Task instructions: Output the full listing below exactly, without the pictures.

Provided data:
○ ○ ○ ○ ○ ○ ○

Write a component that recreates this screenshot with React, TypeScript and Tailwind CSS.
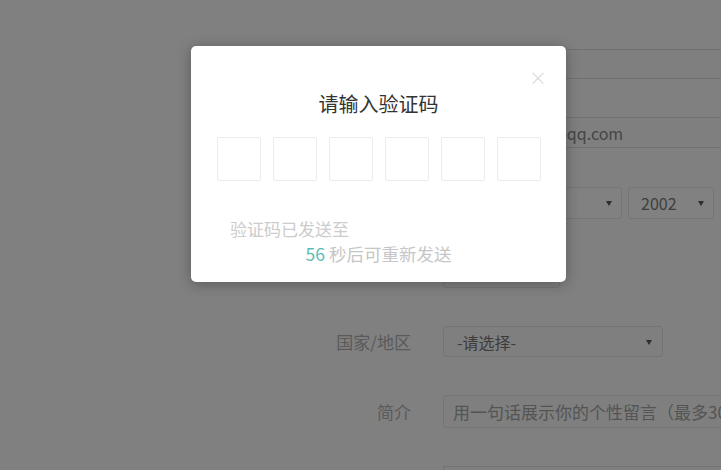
import React from "react";

const font = { fontFamily: '"Noto Sans CJK SC", "Noto Sans", sans-serif' };

function Caret() {
  return (
    <svg width="8" height="8" viewBox="0 0 8 8" className="shrink-0">
      <path d="M1 2 L7 2 L4 7 Z" fill="#2e2e2e" />
    </svg>
  );
}

function Row({
  label,
  top,
  children,
}: {
  label?: string;
  top: string;
  children: React.ReactNode;
}) {
  return (
    <div className={`flex items-stretch ${top}`}>
      <div className="w-[411px] shrink-0 flex items-center justify-end text-[17px] text-[#5a5a5a]">
        {label}
      </div>
      <div className="ml-[32px] flex-1 flex gap-[6px]">{children}</div>
    </div>
  );
}

export default function App() {
  return (
    <div className="relative w-[721px] h-[470px] overflow-hidden bg-[#808080]" style={font}>
      {/* dimmed form behind */}
      <div className="flex flex-col">
        <Row top="mt-[49px]">
          <div className="h-[30px] w-[300px] border border-[#717171] bg-[#7f7f7f]" />
        </Row>
        <Row top="mt-[38px]">
          <div className="h-[31px] w-[300px] border border-[#717171] bg-[#7f7f7f] flex items-center pl-[10px] text-[16px] text-[#454545]">
            12345678901@qq.com
          </div>
        </Row>
        <Row top="mt-[39px]">
          <div className="h-[32px] w-[80px] border border-[#757575] rounded-[3px] bg-[#7f7f7f]" />
          <div className="h-[32px] w-[93px] border border-[#757575] rounded-[3px] bg-[#818181] flex items-center justify-end pr-[8px]">
            <Caret />
          </div>
          <div className="h-[32px] w-[86px] border border-[#757575] rounded-[3px] bg-[#818181] flex items-center justify-between pl-[12px] pr-[8px] text-[16px] text-[#3e3e3e]">
            <span>2002</span>
            <Caret />
          </div>
        </Row>
        <Row top="mt-[38px]">
          <div className="h-[31px] w-[117px] border border-[#757575] rounded-[3px] bg-[#7f7f7f]" />
        </Row>
        <Row top="mt-[38px]" label="国家/地区">
          <div className="h-[31px] w-[220px] border border-[#747474] rounded-[3px] bg-[#7f7f7f] flex items-center justify-between pl-[13px] pr-[9px] text-[16px] text-[#3c3c3c]">
            <span>-请选择-</span>
            <Caret />
          </div>
        </Row>
        <Row top="mt-[38px]" label="简介">
          <div className="h-[33px] w-[340px] shrink-0 border border-[#747474] rounded-l-[3px] bg-[#7f7f7f] flex items-center pl-[9px] text-[17px] text-[#545454] whitespace-nowrap overflow-hidden">
            用一句话展示你的个性留言（最多30字）
          </div>
        </Row>
        <Row top="mt-[38px]">
          <div className="h-[31px] w-[300px] border border-[#747474] bg-[#7f7f7f]" />
        </Row>
      </div>

      {/* modal */}
      <div className="absolute left-[191px] top-[46px] w-[375px] h-[236px] bg-white rounded-[5px] shadow-[0_2px_14px_rgba(0,0,0,0.3)]">
        <div className="absolute right-[19px] top-[21px] text-[18px] leading-[20px] text-[#d4d4d4] font-light">
          ×
        </div>
        <div className="flex flex-col">
          <div className="pt-[44px] text-center text-[20px] leading-[28px] text-[#333333]">
            请输入验证码
          </div>
          <div className="mt-[19px] flex justify-center gap-[12px]">
            {[0, 1, 2, 3, 4, 5].map((i) => (
              <div
                key={i}
                className="w-[44px] h-[44px] border border-[#ececec] rounded-[2px]"
              />
            ))}
          </div>
          <div className="mt-[36px] pl-[39px] text-[17px] leading-[24px] text-[#cccccc]">
            验证码已发送至
          </div>
          <div className="mt-[1px] text-center text-[17.5px] leading-[24px] text-[#c6c6c6]">
            <span className="text-[#5cbdb6]">56</span> 秒后可重新发送
          </div>
        </div>
      </div>
    </div>
  );
}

○ ○ ○ ○ ○ ○ ○

Answer to the exercise:
Write a component that recreates this screenshot with React, TypeScript and Tailwind CSS.
import React from "react";

const font = { fontFamily: '"Noto Sans CJK SC", "Noto Sans", sans-serif' };

function Caret() {
  return (
    <svg width="8" height="8" viewBox="0 0 8 8" className="shrink-0">
      <path d="M1 2 L7 2 L4 7 Z" fill="#2e2e2e" />
    </svg>
  );
}

function Row({
  label,
  top,
  children,
}: {
  label?: string;
  top: string;
  children: React.ReactNode;
}) {
  return (
    <div className={`flex items-stretch ${top}`}>
      <div className="w-[411px] shrink-0 flex items-center justify-end text-[17px] text-[#5a5a5a]">
        {label}
      </div>
      <div className="ml-[32px] flex-1 flex gap-[6px]">{children}</div>
    </div>
  );
}

export default function App() {
  return (
    <div className="relative w-[721px] h-[470px] overflow-hidden bg-[#808080]" style={font}>
      {/* dimmed form behind */}
      <div className="flex flex-col">
        <Row top="mt-[49px]">
          <div className="h-[30px] w-[300px] border border-[#717171] bg-[#7f7f7f]" />
        </Row>
        <Row top="mt-[38px]">
          <div className="h-[31px] w-[300px] border border-[#717171] bg-[#7f7f7f] flex items-center pl-[10px] text-[16px] text-[#454545]">
            12345678901@qq.com
          </div>
        </Row>
        <Row top="mt-[39px]">
          <div className="h-[32px] w-[80px] border border-[#757575] rounded-[3px] bg-[#7f7f7f]" />
          <div className="h-[32px] w-[93px] border border-[#757575] rounded-[3px] bg-[#818181] flex items-center justify-end pr-[8px]">
            <Caret />
          </div>
          <div className="h-[32px] w-[86px] border border-[#757575] rounded-[3px] bg-[#818181] flex items-center justify-between pl-[12px] pr-[8px] text-[16px] text-[#3e3e3e]">
            <span>2002</span>
            <Caret />
          </div>
        </Row>
        <Row top="mt-[38px]">
          <div className="h-[31px] w-[117px] border border-[#757575] rounded-[3px] bg-[#7f7f7f]" />
        </Row>
        <Row top="mt-[38px]" label="国家/地区">
          <div className="h-[31px] w-[220px] border border-[#747474] rounded-[3px] bg-[#7f7f7f] flex items-center justify-between pl-[13px] pr-[9px] text-[16px] text-[#3c3c3c]">
            <span>-请选择-</span>
            <Caret />
          </div>
        </Row>
        <Row top="mt-[38px]" label="简介">
          <div className="h-[33px] w-[340px] shrink-0 border border-[#747474] rounded-l-[3px] bg-[#7f7f7f] flex items-center pl-[9px] text-[17px] text-[#545454] whitespace-nowrap overflow-hidden">
            用一句话展示你的个性留言（最多30字）
          </div>
        </Row>
        <Row top="mt-[38px]">
          <div className="h-[31px] w-[300px] border border-[#747474] bg-[#7f7f7f]" />
        </Row>
      </div>

      {/* modal */}
      <div className="absolute left-[191px] top-[46px] w-[375px] h-[236px] bg-white rounded-[5px] shadow-[0_2px_14px_rgba(0,0,0,0.3)]">
        <div className="absolute right-[19px] top-[21px] text-[18px] leading-[20px] text-[#d4d4d4] font-light">
          ×
        </div>
        <div className="flex flex-col">
          <div className="pt-[44px] text-center text-[20px] leading-[28px] text-[#333333]">
            请输入验证码
          </div>
          <div className="mt-[19px] flex justify-center gap-[12px]">
            {[0, 1, 2, 3, 4, 5].map((i) => (
              <div
                key={i}
                className="w-[44px] h-[44px] border border-[#ececec] rounded-[2px]"
              />
            ))}
          </div>
          <div className="mt-[36px] pl-[39px] text-[17px] leading-[24px] text-[#cccccc]">
            验证码已发送至
          </div>
          <div className="mt-[1px] text-center text-[17.5px] leading-[24px] text-[#c6c6c6]">
            <span className="text-[#5cbdb6]">56</span> 秒后可重新发送
          </div>
        </div>
      </div>
    </div>
  );
}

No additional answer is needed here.